However, you dont need to think that way simply because we have a very early church father, Clement of Rome (30-100 AD) who wrote extensively. He knew Paul, Luke and Peter.
What we really have is tradition upon tradition, often contradictory and hundreds of years separated and motivated by the claim for apostolic succession.
The work called 1 Clement is anonymous, it's time of writing is largely assigned due to traditional dating of related writings. The author doesn't claim to have known Peter or Paul only saying they had died and went to heaven. They represent the start of a long listing of OT characters who died. It's pretty doctrinally neutral, apart from pretty stern warnings that women must be obedient. The oldest copy we have dates to the 11th century. It was regarded as canonical by many for centuries. 2nd Clement is a similarly anonymous work often dated to the same period, again because of tradition. Some of the later Church Fathers dismissed 2 Clement because they didn't like some of the content.
The author of 1 Clement included some mythology in his praise for creation:
1Clem 25:2
There is a bird, which is named the phoenix.

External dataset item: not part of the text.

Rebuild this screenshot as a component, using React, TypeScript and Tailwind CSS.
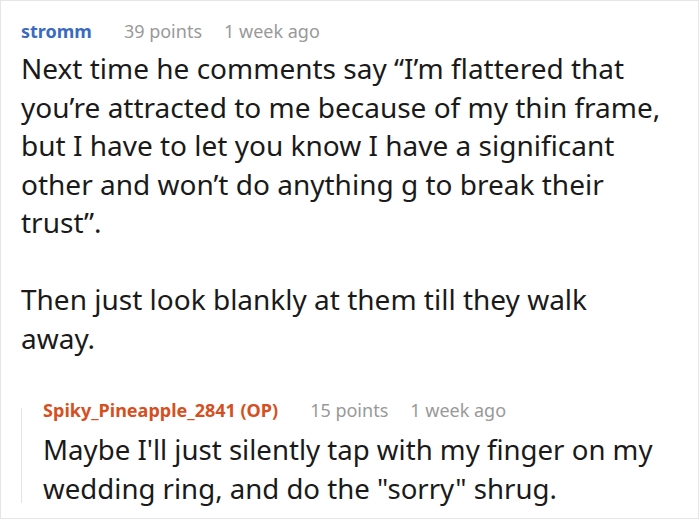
export default function App() {
  return (
    <div className="w-[700px] h-[520px] bg-white" style={{ fontFamily: '"Noto Sans", "Open Sans", sans-serif' }}>
      <div className="w-[699px] h-[519px] border border-[#e6e6e6] pl-[20px] pr-[35px] pt-[17px]">
        <div className="flex items-center h-[26px] text-[18px] whitespace-nowrap">
          <span className="font-bold text-[#3a6bc1]">stromm</span>
          <span className="ml-[32px] text-[#999999]">39 points</span>
          <span className="ml-[22px] text-[#999999]">1 week ago</span>
        </div>
        <div className="text-[28px] leading-[38.5px] text-[#1a1a1a] mt-[5px]">
          <p>Next time he comments say “I’m flattered that you’re attracted to me because of my thin frame, but I have to let you know I have a significant other and won’t do anything g to break their trust”.</p>
          <p className="mt-[38.5px]">Then just look blankly at them till they walk away.</p>
        </div>
        <div className="mt-[40px] flex">
          <div className="w-[2px] bg-[#e4e4e4] mt-[11px] mb-[4px]" />
          <div className="pl-[21px]">
            <div className="flex items-center h-[26px] text-[18px] whitespace-nowrap">
              <span className="font-bold text-[#d5501f]">Spiky_Pineapple_2841 (OP)</span>
              <span className="ml-[32px] text-[#999999]">15 points</span>
              <span className="ml-[22px] text-[#999999]">1 week ago</span>
            </div>
            <div className="text-[27.6px] leading-[38.5px] text-[#1a1a1a] mt-[7px]">
              <p>Maybe I'll just silently tap with my finger on my wedding ring, and do the "sorry" shrug.</p>
            </div>
          </div>
        </div>
      </div>
    </div>
  );
}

This, being the only one of its kind, liveth for five hundred years; and when it hath now reached the time of its dissolution that it should die, it maketh for itself a coffin of frankincense and myrrh and the other spices, into the which in the fullness of time it entereth, and so it dieth.
1Clem 25:3
But, as the flesh rotteth, a certain worm is engendered, which is
nurtured from the moisture of the dead creature and putteth forth wings. Then, when it is grown lusty, it taketh up that coffin where are the bones of its parent, and carrying them journeyeth from the country of Arabia even unto Egypt, to the place called the City of the Sun;
1Clem 25:4
and in the daytime in the sight of all, flying to the altar of the
Sun, it layeth them thereupon; and this done, it setteth forth to
return.
1Clem 25:5
So the priests examine the registers of the times, and they find that it hath come when the five hundredth year is completed.